Sangam Lit

Sangam Lit


Aganaanooru 59 – The care of the other

August 14, 2025

In this episode, we listen to a subtle message of consolation, as depicted in Sangam Literary work, Aganaanooru 59, penned by Madurai Maruthan Ilanaakanaar. Set in the ‘Paalai’ or ‘Drylands landscape’, the verse refers to mythological elements to depict aspects of parting.

தண் கயத்து அமன்ற வண்டு படு துணை மலர்ப்
பெருந் தகை இழந்த கண்ணினை, பெரிதும்
வருந்தினை, வாழியர், நீயே! வடாஅது
வண் புனல் தொழுநை வார் மணல் அகன் துறை,
அண்டர் மகளிர் தண் தழை உடீஇயர்
மரம் செல மிதித்த மாஅல் போல,
புன் தலை மடப் பிடி உணீஇயர், அம் குழை,
நெடு நிலை யாஅம் ஒற்றி, நனை கவுள்
படி ஞிமிறு கடியும் களிறே தோழி!
சூர் மருங்கு அறுத்த சுடர் இலை நெடு வேல்,
சினம் மிகு முருகன் தண் பரங்குன்றத்து,
அந்துவன் பாடிய சந்து கெழு நெடு வரை,
இன் தீம் பைஞ் சுனை ஈரணிப் பொலிந்த
தண் நறுங் கழுநீர்ச் செண் இயற் சிறுபுறம்
தாம் பாராட்டிய காலையும் உள்ளார்
வீங்கு இறைப் பணைத் தோள் நெகிழ, சேய் நாட்டு
அருஞ் செயற் பொருட்பிணி முன்னி, நப்
பிரிந்து, சேண் உறைநர் சென்ற ஆறே.

Our visit to the drylands takes us in the presence of the confidante, who says these words to the lady, when she wallows in separation from the man, who has left in search of wealth:

“With your eyes, losing their great beauty, akin to twin flowers forever buzzed around by bees, abounding in cool ponds, you worry a lot, my friend, may you live long! In the North, where the forceful ‘Thozhunai’ gushes, upon the wide shores filled with its sands, to help the daughters of cow herders wear their attires of cool leaves, the Lord Maal bent the tree branch, by stepping on it. Akin to that, to help its naive mate with soft hair feed on the beautiful cluster of leaves, the bull elephant with its cheeks, moist with the flow of musth, swarming with flies, bends the soaring Ya tree.
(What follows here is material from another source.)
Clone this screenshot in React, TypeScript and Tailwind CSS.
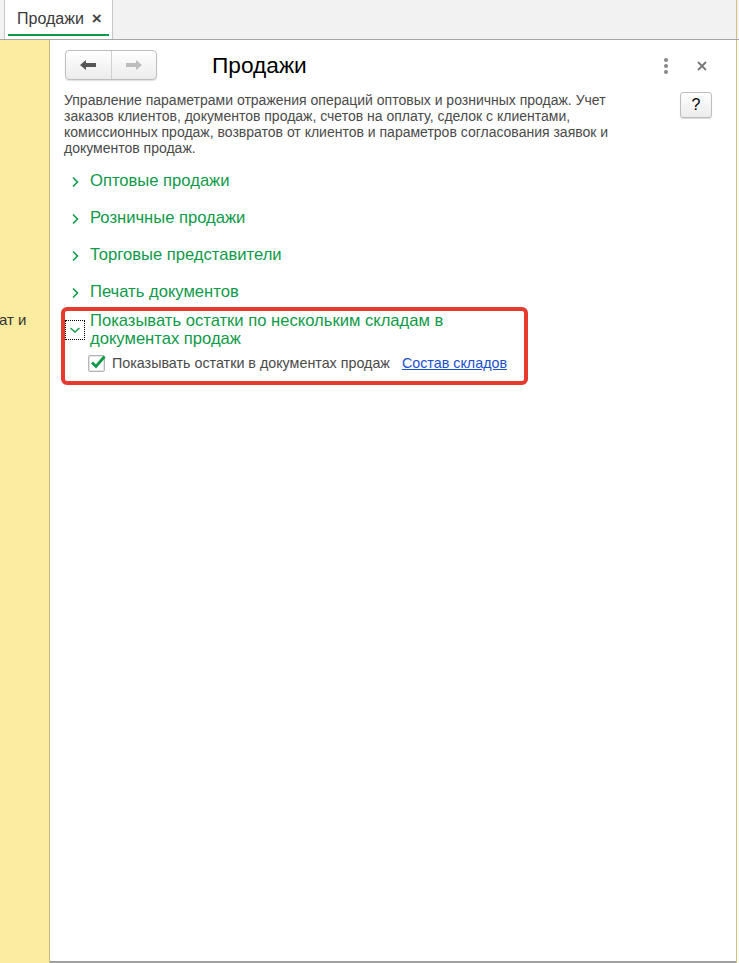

He thinks not of the times when he delighted in the knots of tresses on your back, adorned with the moist and scented blue lilies, from the fresh and fragrant springs, in the cool hills of ‘Parangkundram’, filled with sandalwood trees, which has been sung about by Anthuvan, the resting abode of the furious Lord Murugan, who holds a leaf-edged, tall spear, after he routed the demons. In the traversed path of the one, who parted away and left to a faraway country to gain that hard-to-attain wealth of a distant land, he shall glimpse upon the scene of the male elephant bending the branch for its mate!”

It’s all about a pair of pachyderms in this one! The confidante starts by portraying how the glow of the lady’s eyes is lost, because of her worry. And then she turns to talk about the path, where the man walks in a distant land, and here we see a male elephant, deeply distressed by the flow of musth, still taking care of its mate, through its action of bending the branch of Ya tree for its mate to feed on. This caring action is placed in parallel to a mythological tale that happens in the North of India, by the ‘Thozhunai’ river, identified as the contemporary River Yamuna, where Lord Thirumaal bends a branch for the daughters of cow herders to adorn themselves with their leaf garments.

Then, the confidante brings in another such reference talking about the hills of Thiruparankundram, the resting abode of Lord Murugan, after his fight with the demons, and specifically about the red waterlilies blooming here, and how these used to adorn the lady’s hair, and how the man used to worship the sight and scent of the same. Now he doesn’t think of all that, but has just gone on this mission to attain wealth in some far-off country, the confidante says, and concludes by connecting that even here, the man will see that caring action of the elephant. Although it appears as if the confidante is taking the lady’s side and regretting that the man has parted away, in that image of the loving male elephant taking care of its mate, the confidante places a hope that the man will be moved by the scene, and will soon, return to the lady’s fold. Even in this conversation between the confidante and the lady, in the way this friend bends the narrative to feed hope to the lady’s heart about the man’s return, we can see the same love and care between those elephants in the drylands!